Stephanie Dickey, editor of Rembrandt and his Circle, dedicated this volume to Dr. Alfred Bader and Dr. Isabel Bader in 2017. The recent, sad passing of Alfred Bader on 23 December 2018, who contributed so much to Dutch studies as a knowledgeable and astute collector, and generous patron, makes this publication a fitting memorial to his legacy.
Seventeen articles in this book, written by distinguished art historians and museum professionals, employ a variety of approaches to the study of Rembrandt and the artists within his orbit or even further afield. The essays present new material and fresh ideas deserving of discussion, and this review is designed to foreground their contributions.

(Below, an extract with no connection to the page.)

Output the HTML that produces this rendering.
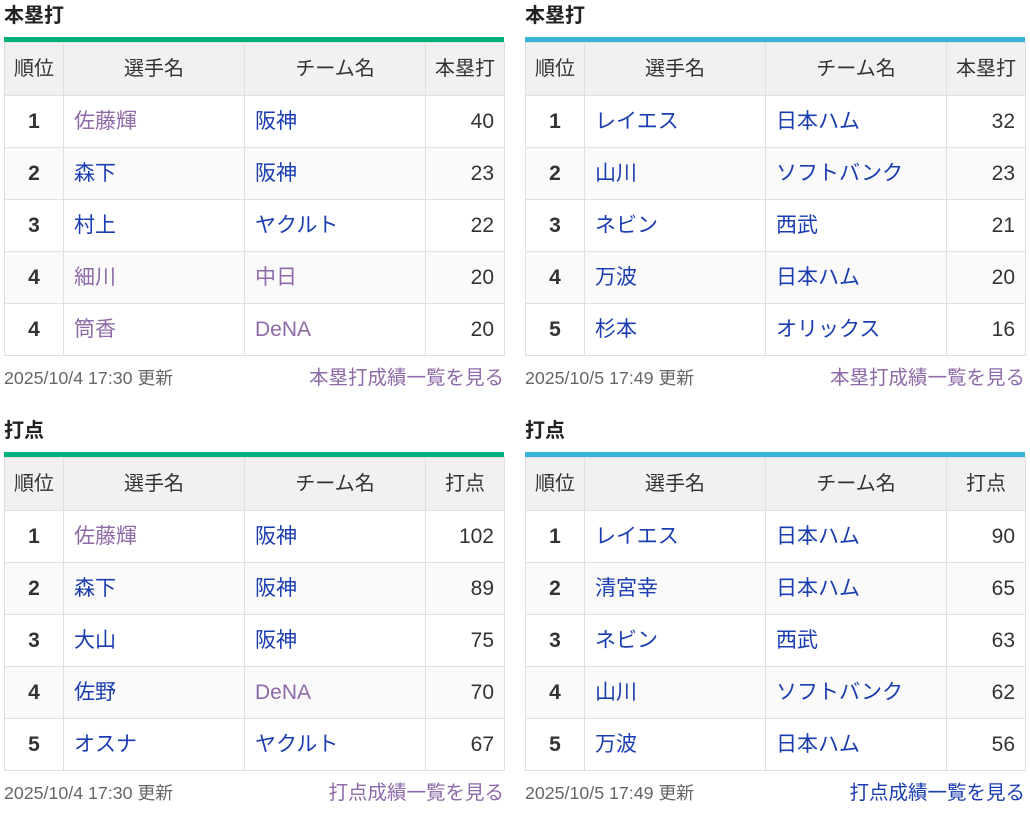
<!DOCTYPE html>
<html><head><meta charset="utf-8"><style>
body{margin:0;background:#fff;font-family:"Liberation Sans","Noto Sans CJK JP",sans-serif;color:#333;}
.blk{position:absolute;width:500px;}
h2{margin:0;height:37px;font-size:20px;font-weight:bold;line-height:32px;color:#222;}
.bar{height:5px;}
table{border-collapse:collapse;width:500px;table-layout:fixed;font-size:21px;}
td,th{border:1px solid #e0e0e0;height:52px;padding:0 10px;line-height:24px;vertical-align:middle;white-space:nowrap;box-sizing:border-box;}
th{background:#f1f1f1;font-weight:normal;color:#333;padding:0 2px;height:53px;font-size:20px;}
tr:nth-child(odd) td{background:#fafafa}
td.r{text-align:center;font-weight:bold;}
td.n{text-align:right;}
.v{color:#8e6aa8}.l{color:#1a3db0}
.ft{display:flex;justify-content:space-between;font-size:17.8px;color:#666;height:58px;line-height:44px;}
.ft a{color:#8e6aa8;font-size:19.5px;text-decoration:none}
.ft a.b{color:#1a3db0}
</style></head><body>
<div class="blk" style="left:4px;top:0">
<h2>本塁打</h2><div class="bar" style="background:#00b07b"></div>
<table><col style="width:59px"><col style="width:181px"><col style="width:181px"><col style="width:79px">
<tr><th>順位</th><th>選手名</th><th>チーム名</th><th>本塁打</th></tr>
<tr><td class="r">1</td><td class="v">佐藤輝</td><td class="l">阪神</td><td class="n">40</td></tr>
<tr><td class="r">2</td><td class="l">森下</td><td class="l">阪神</td><td class="n">23</td></tr>
<tr><td class="r">3</td><td class="l">村上</td><td class="l">ヤクルト</td><td class="n">22</td></tr>
<tr><td class="r">4</td><td class="v">細川</td><td class="v">中日</td><td class="n">20</td></tr>
<tr><td class="r">4</td><td class="v">筒香</td><td class="v">DeNA</td><td class="n">20</td></tr>
</table>
<div class="ft"><span>2025/10/4 17:30 更新</span><a>本塁打成績一覧を見る</a></div>
</div>
<div class="blk" style="left:525px;top:0">
<h2>本塁打</h2><div class="bar" style="background:#3ab4d6"></div>
<table><col style="width:59px"><col style="width:181px"><col style="width:181px"><col style="width:79px">
<tr><th>順位</th><th>選手名</th><th>チーム名</th><th>本塁打</th></tr>
<tr><td class="r">1</td><td class="l">レイエス</td><td class="l">日本ハム</td><td class="n">32</td></tr>
<tr><td class="r">2</td><td class="l">山川</td><td class="l">ソフトバンク</td><td class="n">23</td></tr>
<tr><td class="r">3</td><td class="l">ネビン</td><td class="l">西武</td><td class="n">21</td></tr>
<tr><td class="r">4</td><td class="l">万波</td><td class="l">日本ハム</td><td class="n">20</td></tr>
<tr><td class="r">5</td><td class="l">杉本</td><td class="l">オリックス</td><td class="n">16</td></tr>
</table>
<div class="ft"><span>2025/10/5 17:49 更新</span><a>本塁打成績一覧を見る</a></div>
</div>
<div class="blk" style="left:4px;top:415px">
<h2>打点</h2><div class="bar" style="background:#00b07b"></div>
<table><col style="width:59px"><col style="width:181px"><col style="width:181px"><col style="width:79px">
<tr><th>順位</th><th>選手名</th><th>チーム名</th><th>打点</th></tr>
<tr><td class="r">1</td><td class="v">佐藤輝</td><td class="l">阪神</td><td class="n">102</td></tr>
<tr><td class="r">2</td><td class="l">森下</td><td class="l">阪神</td><td class="n">89</td></tr>
<tr><td class="r">3</td><td class="l">大山</td><td class="l">阪神</td><td class="n">75</td></tr>
<tr><td class="r">4</td><td class="l">佐野</td><td class="v">DeNA</td><td class="n">70</td></tr>
<tr><td class="r">5</td><td class="l">オスナ</td><td class="l">ヤクルト</td><td class="n">67</td></tr>
</table>
<div class="ft"><span>2025/10/4 17:30 更新</span><a>打点成績一覧を見る</a></div>
</div>
<div class="blk" style="left:525px;top:415px">
<h2>打点</h2><div class="bar" style="background:#3ab4d6"></div>
<table><col style="width:59px"><col style="width:181px"><col style="width:181px"><col style="width:79px">
<tr><th>順位</th><th>選手名</th><th>チーム名</th><th>打点</th></tr>
<tr><td class="r">1</td><td class="l">レイエス</td><td class="l">日本ハム</td><td class="n">90</td></tr>
<tr><td class="r">2</td><td class="l">清宮幸</td><td class="l">日本ハム</td><td class="n">65</td></tr>
<tr><td class="r">3</td><td class="l">ネビン</td><td class="l">西武</td><td class="n">63</td></tr>
<tr><td class="r">4</td><td class="l">山川</td><td class="l">ソフトバンク</td><td class="n">62</td></tr>
<tr><td class="r">5</td><td class="l">万波</td><td class="l">日本ハム</td><td class="n">56</td></tr>
</table>
<div class="ft"><span>2025/10/5 17:49 更新</span><a class="b">打点成績一覧を見る</a></div>
</div>
</body></html>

New Connections: The following essays address the relationships between Rembrandt and other artists, including his pupils. Dudok van Heel’s article is intriguing, since it draws upon documents and visual relationships to suggest that Rembrandt came in contact with Frans Hals in Hendrick Uylenburgh’s workshop. The author makes a good case that Hals’s Meagre Company (1637), which he worked on in Amsterdam, was the source for Rembrandt’s Standard Bearer of 1636 and other works. This ground-breaking idea opens the door to further considerations of possible connections between the two artists. Jaco Rutgers challenges the generally accepted notion that Rembrandt and Jan Van Vliet collaborated on the etchings, The Descent from the Cross (1633) and Christ before Pilate (1633-36), thought to be intended for a Passion series. The author maintains that the only certain connection between the artists is that Van Vliet produced etchings after Rembrandt’s compositions in the 1630s. Martin Bijl’s study of Gerrit Dou offers a method, based on connoisseurship, to separate the early work of Dou from paintings by Isaac de Jouderville and other artists in Rembrandt’s workshop. Bijl especially focuses upon Dou’s “striped” technique and use of yellow pigment that derived from the artist’s work in glass painting. Nadine Orenstein offers insights on Rembrandt’s connections with his students as a printmaker. She demonstrates that only Ferdinand Bol, among the pupils, acquired direct knowledge from the master on etching techniques, such as the use of Japanese paper, drypoint and granular tone; others in the workshop served as assistants in preparing plates, etc. and copied Rembrandt’s prints as a means of learning to draw. Jan L. Leja’s study of Bol’s drawings of the Tobit narrative underscores Bol’s debt to depictions of the theme by Rembrandt and Heemskerck. She well demonstrates how Bol consulted the Dutch Statenbijbel for his biblical interpretations. Peter van der Coelen chiefly focuses upon the iconography of Samuel van Hoogstraten’s etching of 1648, Pilate Refuses to Alter the Title on the Cross, executed just two years after leaving Rembrandt’s workshop. The writer demonstrates that van Hoogstraten borrowed one of his figures in this print from Rembrandt’s seated secretary in the etching, Death of the Virgin, and argues that Rembrandt focused upon the same biblical moment in his painting of 1633, the Munich Raising of the Cross.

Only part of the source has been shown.